Barefoot Coffee: Roasted in Santa Clara
To the general public, Barefoot might seem to keep a low profile, but they’ve been steadily building a loyal following since 2003 and are going strong. Specializing in wholesale bean sales and education, Barefoot roasts 2,500– 3,000 pounds of beans per week, keeping the Bay Area (including employees of Airbnb, Square and Google) well caffeinated. Barefoot also provides barista training, machine sales and support to cafés all over the region.

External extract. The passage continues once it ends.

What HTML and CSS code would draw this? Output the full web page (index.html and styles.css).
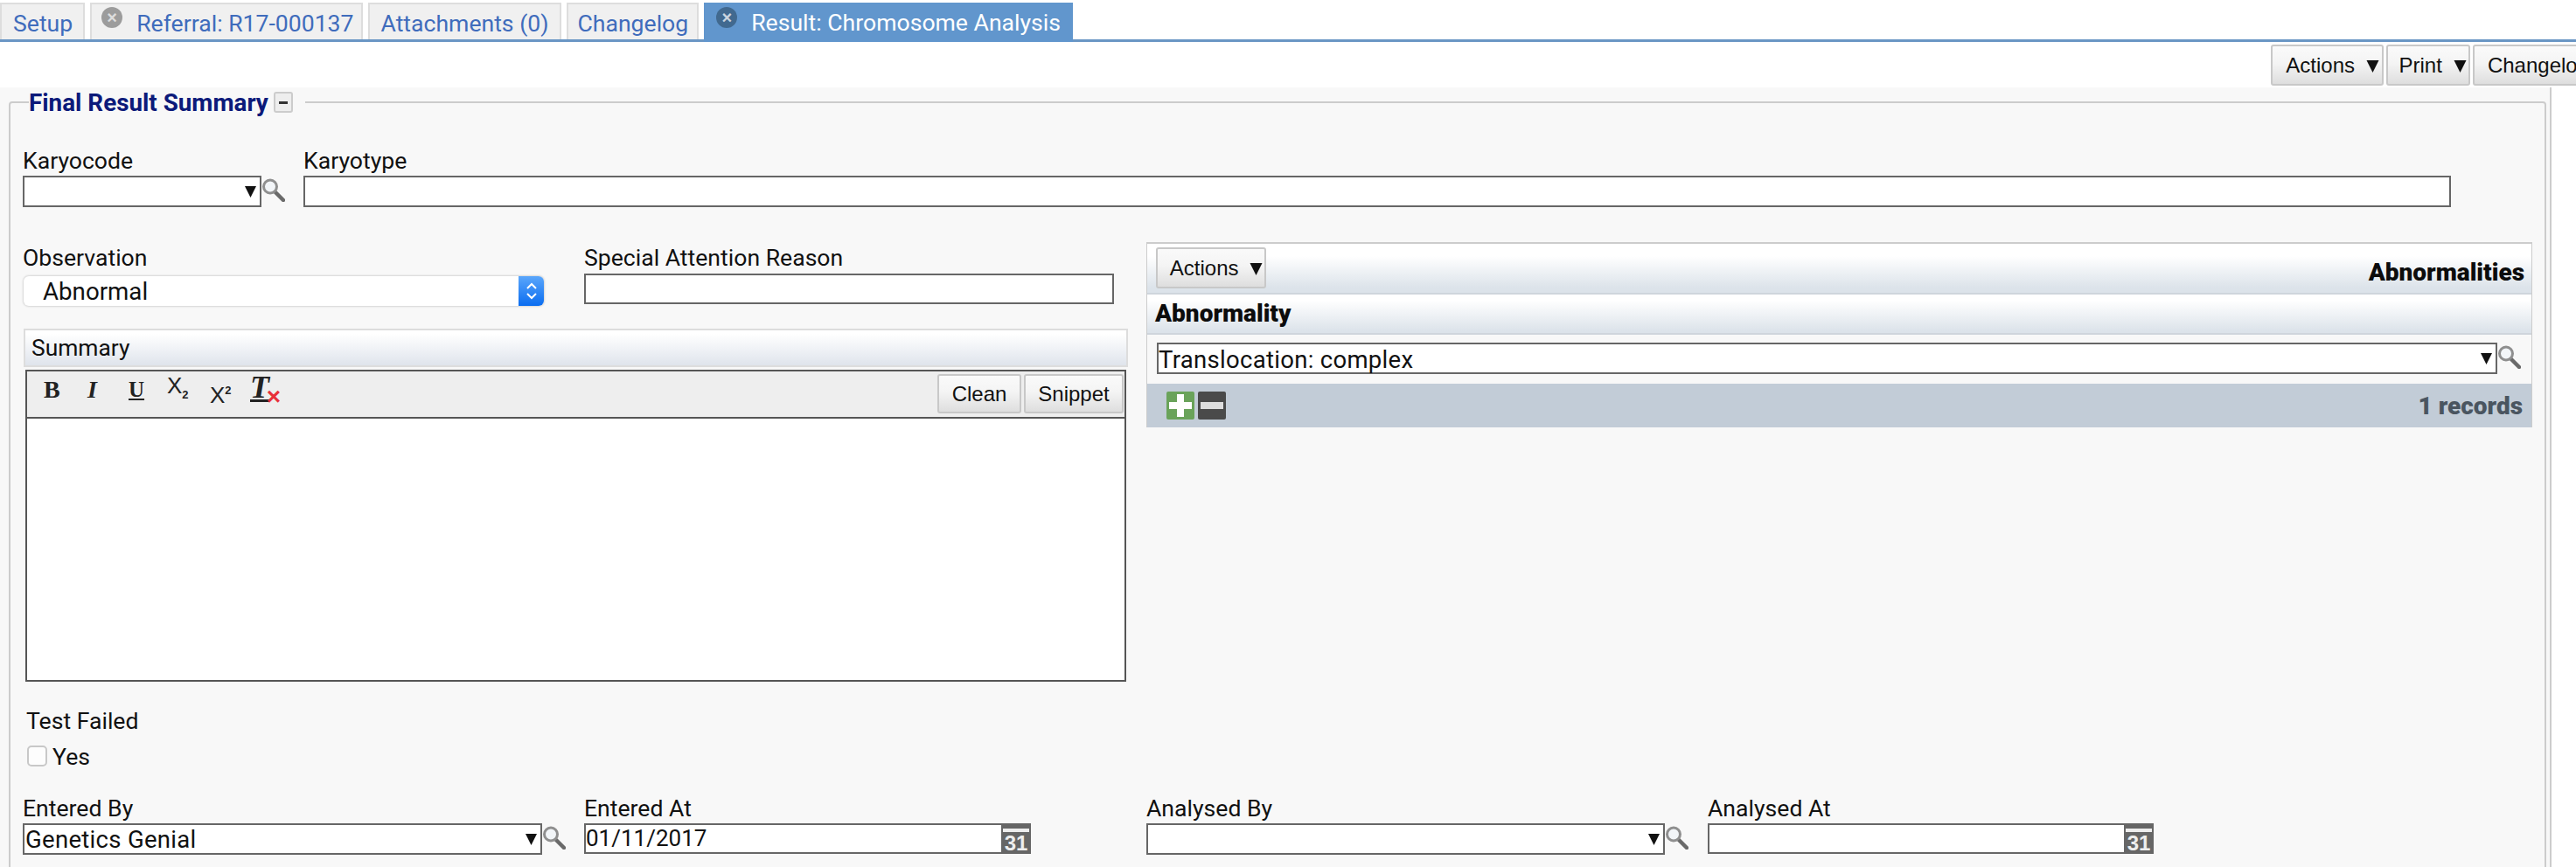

David Johnson started with Barefoot in 2007 in production (bagging beans) and apprenticed as a roaster before becoming green buyer and head roaster. He explains that “everyone at Barefoot starts out in production. We’re a small company; being versatile helps us jump around wherever we’re needed.”
Though many of Barefoot’s coffees qualify as direct trade, Johnson prefers the term “relationship coffee,” as he feels it more accurately describes the intimate relationships with growers he has cultivated over time. “You can see how they treat employees and how sustainable they really are. You can tell a healthy farm by looking at the leaf development on the trees.”
All the beans Barefoot roasts are hand-picked as they mature and each tree is harvested multiple times over a season. This is significantly more labor intensive, and expensive, than the more industrialized methods many other growers use. Barefoot pays 30%–40% above Fair Trade prices, and Johnson sees the impact. “Eight to 10 families live on these farms. They take care of them, send the kids to school, they employ an agronomist, they’re able to reinvest and give back to community, and as a result everyone is more successful.”
If you aren’t lucky enough to have Barefoot at your workplace, you can buy beans at many local markets (including Whole Foods), visit the Rollup Bar on Fridays and Saturdays or attend one of their classes or free public cuppings on the first Friday of every month, where you can meet the roaster, ask questions and learn about coffee.
“Your palate gets developed by time spent at the cupping table,” Johnson says.